A careful reading of all of the provisions of Act No. 46 of 1940 discloses that it was the intention of the Legislature in adopting the statute to place the entire control of municipal primary elections under the Municipal Executive Committees of the party calling the election. Section 5 of the act declares that political parties shall be controlled and directed by the committees which are created by the act. Paragraph (i) of the section creates a municipal committee for each city, town and village in the State. Section 16 provides for the election of members of the committees and defines their qualifications. Section 18 authorizes the committees to adopt the necessary rules and regulations for their government. Sections 24 and 25 authorize Municipal Executive Committees to call and order the holding of primary elections for the purpose of nominating municipal officers. Other sections of the statute prescribe the duties of municipal committees in providing ballot boxes, distributing ballots, supplies and cards of instruction to the commissioners serving at each polling place. Section 75 specifically provides for the filing of the returns of election with the municipal committees and Section 76 provides for the tabulation and promulgation of those returns by the committees.
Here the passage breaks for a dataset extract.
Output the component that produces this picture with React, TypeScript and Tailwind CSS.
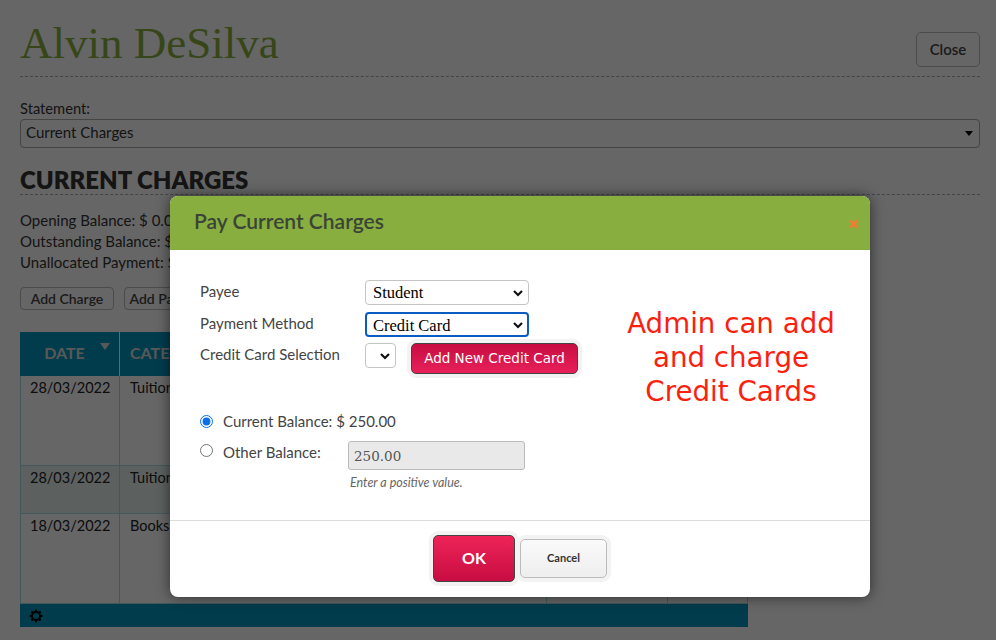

Section 78, as we have shown, expressly provides for the method of drawing and selecting commissioners and watchers *487 to serve in second primaries for mayor by the chairman of the Municipal Executive Committee, and it would seem, therefore, that the authority thus conferred upon the chairman of the committee would necessarily include the further authority to issue commissions to the commissioners and watchers selected by him.
It is not disputed that relator did not submit to the chairman of the Municipal Executive Committee twenty-one days prior to the second primary, or at any other time prior thereto, as required by paragraph (a) of Section 78 of Act No. 46 of 1940, five names of persons to act as commissioners and watchers in each precinct of the municipality. But relator complains that he was not notified the commissioners and watchers would be selected on May 1, 1945, and as a result thereof he was not present and did not have any representative present when the selection was made. Under the terms of the statute, it was the duty of relator, as one of the candidates in the election, to submit a list of persons to serve as election officials. The date and place for the selection of the election officials is fixed by the statute. The statute does not require the chairman or any other officer of the committee to notify a candidate to submit a list of names from which the election officials are to be selected or to be present or to have representatives present when the selection is made. It is the candidate's responsibility to submit the list of names, and he can not evade it on the ground of lack of notice, as he is charged with knowledge of the laws governing the election in which he is a candidate. *488
A consideration of the record as a whole forces the conclusion that the alleged illegality of the selection of the election officials did not suggest itself to relator until the election was held and the tabulation of the votes showed that his opponent was nominated. Relator received a list of the election officials drawn to serve in the second primary thirteen days prior to the date on which the election was held. The proces verbal prepared by the chairman of the Municipal Executive Committee showing the selection and names of election officials was published in the daily newspaper of Alexandria nine days prior to the election. If relator were not satisfied with the election officials selected to conduct the election, he had ample time to avail himself of the remedy provided by law to contest their selection. He not only failed to do this, but through his campaign manager addressed a letter to the chairman of the Municipal Executive Committee on May 9, 1945, approving the selection of the commissioners and watchers, in the following words, to-wit: "I am familiar with the character of the commissioners chosen for this election, and know that they will perform their duties honestly and conscientiously."
It was incumbent upon relator as a candidate in the second primary, if he thought that the commissioners and watchers had been improperly selected, to proceed summarily under the provisions of Section 101 of Act No. 46 of 1940 to correct the irregularity and to enforce the application of the proper law. He could not withhold his protest until the election determined whether he or his opponent received a majority of *489 the votes cast, accepting the nomination if successful and instituting suit to annul the election if unsuccessful. The legal principle that prevents such action upon the part of an unsuccessful candidate is specifically set forth in the text of American Jurisprudence, Volume 18, Section 280, page 364, as follows: "A candidate may estop himself from contesting an election for irregularity, where he has consented to, or in fact been responsible for, it. Also, if he fails to obviate an irregularity by invoking a statutory remedy which he may use prior to election, he cannot afterward complain." There is no contention on relator's part that the chairman of the Municipal Executive Committee did not honestly and fairly, upon the advice of counsel, proceed to complete his duties in connection with the primary election called by his committee for the selection of the Democratic nominee for Mayor of Alexandria, and it is not disputed that the commissioners and watchers selected by the chairman of the Municipal Executive Committee were honest and efficient in the discharge of their duties. Relator does not complain of any fraud or irregularity in the conduct of the second primary election itself. In fact it appears to be undisputed that the votes were fairly cast and honestly counted and that the result expressed the will of the electors.
The law requires us to decide cases of this nature within twenty-four hours from the time they are submitted. We did so in this case, assigning at the time oral reasons with the right reserved to later assign written reasons. *490
For convenience, we repeat the decree handed down, to-wit: "For the reasons orally assigned and to be set forth in an opinion hereafter to be filed, the judgment herein appealed from is affirmed with costs."